- **Exercise prompt**
Quote the whole listing word for word. Do not include the pictures.

- **Recorded information**

[Begin]

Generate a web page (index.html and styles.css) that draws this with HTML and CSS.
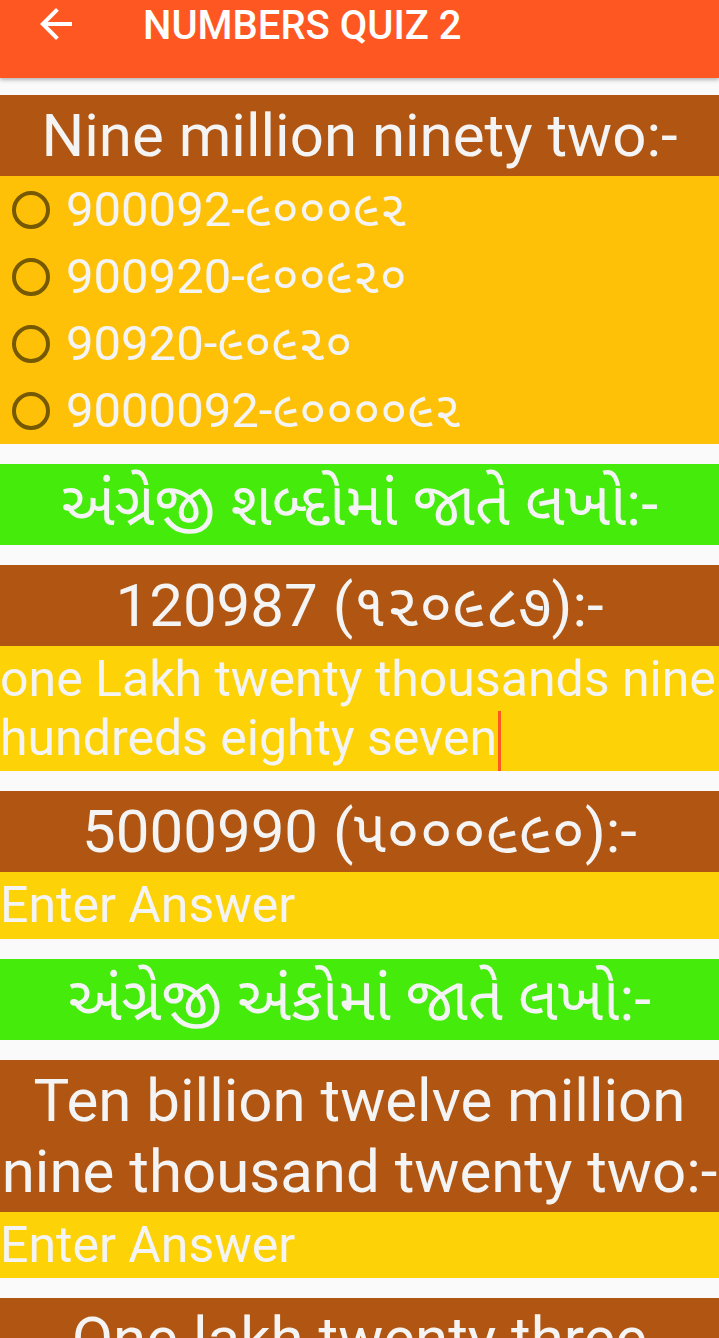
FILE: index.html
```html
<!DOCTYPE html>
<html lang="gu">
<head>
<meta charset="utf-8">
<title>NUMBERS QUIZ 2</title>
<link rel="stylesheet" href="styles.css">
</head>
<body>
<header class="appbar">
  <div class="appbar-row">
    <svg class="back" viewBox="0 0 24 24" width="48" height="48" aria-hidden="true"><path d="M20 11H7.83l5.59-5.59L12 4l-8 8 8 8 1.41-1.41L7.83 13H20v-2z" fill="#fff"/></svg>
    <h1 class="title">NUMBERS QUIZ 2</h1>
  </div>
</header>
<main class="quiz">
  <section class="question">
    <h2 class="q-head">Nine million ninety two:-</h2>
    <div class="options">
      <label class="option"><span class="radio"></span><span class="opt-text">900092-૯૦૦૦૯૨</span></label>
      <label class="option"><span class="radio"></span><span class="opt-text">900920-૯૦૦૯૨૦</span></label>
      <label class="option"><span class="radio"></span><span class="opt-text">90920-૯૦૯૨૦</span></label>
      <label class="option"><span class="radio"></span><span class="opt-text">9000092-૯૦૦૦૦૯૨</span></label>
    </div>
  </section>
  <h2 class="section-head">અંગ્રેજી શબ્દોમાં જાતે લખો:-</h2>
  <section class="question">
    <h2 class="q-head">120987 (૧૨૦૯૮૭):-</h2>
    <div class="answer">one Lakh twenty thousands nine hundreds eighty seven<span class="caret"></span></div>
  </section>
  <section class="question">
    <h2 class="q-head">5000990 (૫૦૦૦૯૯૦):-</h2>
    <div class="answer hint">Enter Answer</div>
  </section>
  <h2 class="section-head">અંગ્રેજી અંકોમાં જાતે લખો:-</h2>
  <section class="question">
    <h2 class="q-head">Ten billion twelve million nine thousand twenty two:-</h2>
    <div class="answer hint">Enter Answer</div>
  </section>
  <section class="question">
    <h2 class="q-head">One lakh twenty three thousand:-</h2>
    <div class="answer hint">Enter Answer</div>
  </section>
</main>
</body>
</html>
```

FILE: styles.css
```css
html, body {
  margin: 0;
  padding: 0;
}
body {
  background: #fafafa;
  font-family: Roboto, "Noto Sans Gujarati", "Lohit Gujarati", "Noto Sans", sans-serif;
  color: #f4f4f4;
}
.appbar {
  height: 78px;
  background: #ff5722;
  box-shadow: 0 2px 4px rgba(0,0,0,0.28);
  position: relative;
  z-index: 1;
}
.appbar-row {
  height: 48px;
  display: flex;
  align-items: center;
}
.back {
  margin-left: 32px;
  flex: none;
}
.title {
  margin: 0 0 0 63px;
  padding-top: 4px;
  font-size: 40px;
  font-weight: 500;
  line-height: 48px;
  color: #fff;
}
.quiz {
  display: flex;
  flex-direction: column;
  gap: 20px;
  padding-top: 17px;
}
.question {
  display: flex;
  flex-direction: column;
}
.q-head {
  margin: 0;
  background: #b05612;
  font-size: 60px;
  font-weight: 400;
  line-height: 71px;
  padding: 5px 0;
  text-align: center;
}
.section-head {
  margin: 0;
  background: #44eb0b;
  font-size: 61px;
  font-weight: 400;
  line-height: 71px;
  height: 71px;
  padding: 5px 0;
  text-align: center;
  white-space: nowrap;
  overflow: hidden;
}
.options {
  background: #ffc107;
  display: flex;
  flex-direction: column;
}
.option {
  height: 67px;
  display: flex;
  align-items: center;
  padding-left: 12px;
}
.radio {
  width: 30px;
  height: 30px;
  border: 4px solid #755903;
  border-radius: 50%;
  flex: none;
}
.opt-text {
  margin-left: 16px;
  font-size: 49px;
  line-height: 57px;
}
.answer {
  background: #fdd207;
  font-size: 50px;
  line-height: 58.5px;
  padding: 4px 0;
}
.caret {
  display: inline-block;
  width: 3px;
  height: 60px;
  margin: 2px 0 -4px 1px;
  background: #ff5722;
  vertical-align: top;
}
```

[End]

- **Exercise output**
Generate a web page (index.html and styles.css) that draws this with HTML and CSS.
FILE: index.html
```html
<!DOCTYPE html>
<html lang="gu">
<head>
<meta charset="utf-8">
<title>NUMBERS QUIZ 2</title>
<link rel="stylesheet" href="styles.css">
</head>
<body>
<header class="appbar">
  <div class="appbar-row">
    <svg class="back" viewBox="0 0 24 24" width="48" height="48" aria-hidden="true"><path d="M20 11H7.83l5.59-5.59L12 4l-8 8 8 8 1.41-1.41L7.83 13H20v-2z" fill="#fff"/></svg>
    <h1 class="title">NUMBERS QUIZ 2</h1>
  </div>
</header>
<main class="quiz">
  <section class="question">
    <h2 class="q-head">Nine million ninety two:-</h2>
    <div class="options">
      <label class="option"><span class="radio"></span><span class="opt-text">900092-૯૦૦૦૯૨</span></label>
      <label class="option"><span class="radio"></span><span class="opt-text">900920-૯૦૦૯૨૦</span></label>
      <label class="option"><span class="radio"></span><span class="opt-text">90920-૯૦૯૨૦</span></label>
      <label class="option"><span class="radio"></span><span class="opt-text">9000092-૯૦૦૦૦૯૨</span></label>
    </div>
  </section>
  <h2 class="section-head">અંગ્રેજી શબ્દોમાં જાતે લખો:-</h2>
  <section class="question">
    <h2 class="q-head">120987 (૧૨૦૯૮૭):-</h2>
    <div class="answer">one Lakh twenty thousands nine hundreds eighty seven<span class="caret"></span></div>
  </section>
  <section class="question">
    <h2 class="q-head">5000990 (૫૦૦૦૯૯૦):-</h2>
    <div class="answer hint">Enter Answer</div>
  </section>
  <h2 class="section-head">અંગ્રેજી અંકોમાં જાતે લખો:-</h2>
  <section class="question">
    <h2 class="q-head">Ten billion twelve million nine thousand twenty two:-</h2>
    <div class="answer hint">Enter Answer</div>
  </section>
  <section class="question">
    <h2 class="q-head">One lakh twenty three thousand:-</h2>
    <div class="answer hint">Enter Answer</div>
  </section>
</main>
</body>
</html>
```

FILE: styles.css
```css
html, body {
  margin: 0;
  padding: 0;
}
body {
  background: #fafafa;
  font-family: Roboto, "Noto Sans Gujarati", "Lohit Gujarati", "Noto Sans", sans-serif;
  color: #f4f4f4;
}
.appbar {
  height: 78px;
  background: #ff5722;
  box-shadow: 0 2px 4px rgba(0,0,0,0.28);
  position: relative;
  z-index: 1;
}
.appbar-row {
  height: 48px;
  display: flex;
  align-items: center;
}
.back {
  margin-left: 32px;
  flex: none;
}
.title {
  margin: 0 0 0 63px;
  padding-top: 4px;
  font-size: 40px;
  font-weight: 500;
  line-height: 48px;
  color: #fff;
}
.quiz {
  display: flex;
  flex-direction: column;
  gap: 20px;
  padding-top: 17px;
}
.question {
  display: flex;
  flex-direction: column;
}
.q-head {
  margin: 0;
  background: #b05612;
  font-size: 60px;
  font-weight: 400;
  line-height: 71px;
  padding: 5px 0;
  text-align: center;
}
.section-head {
  margin: 0;
  background: #44eb0b;
  font-size: 61px;
  font-weight: 400;
  line-height: 71px;
  height: 71px;
  padding: 5px 0;
  text-align: center;
  white-space: nowrap;
  overflow: hidden;
}
.options {
  background: #ffc107;
  display: flex;
  flex-direction: column;
}
.option {
  height: 67px;
  display: flex;
  align-items: center;
  padding-left: 12px;
}
.radio {
  width: 30px;
  height: 30px;
  border: 4px solid #755903;
  border-radius: 50%;
  flex: none;
}
.opt-text {
  margin-left: 16px;
  font-size: 49px;
  line-height: 57px;
}
.answer {
  background: #fdd207;
  font-size: 50px;
  line-height: 58.5px;
  padding: 4px 0;
}
.caret {
  display: inline-block;
  width: 3px;
  height: 60px;
  margin: 2px 0 -4px 1px;
  background: #ff5722;
  vertical-align: top;
}
```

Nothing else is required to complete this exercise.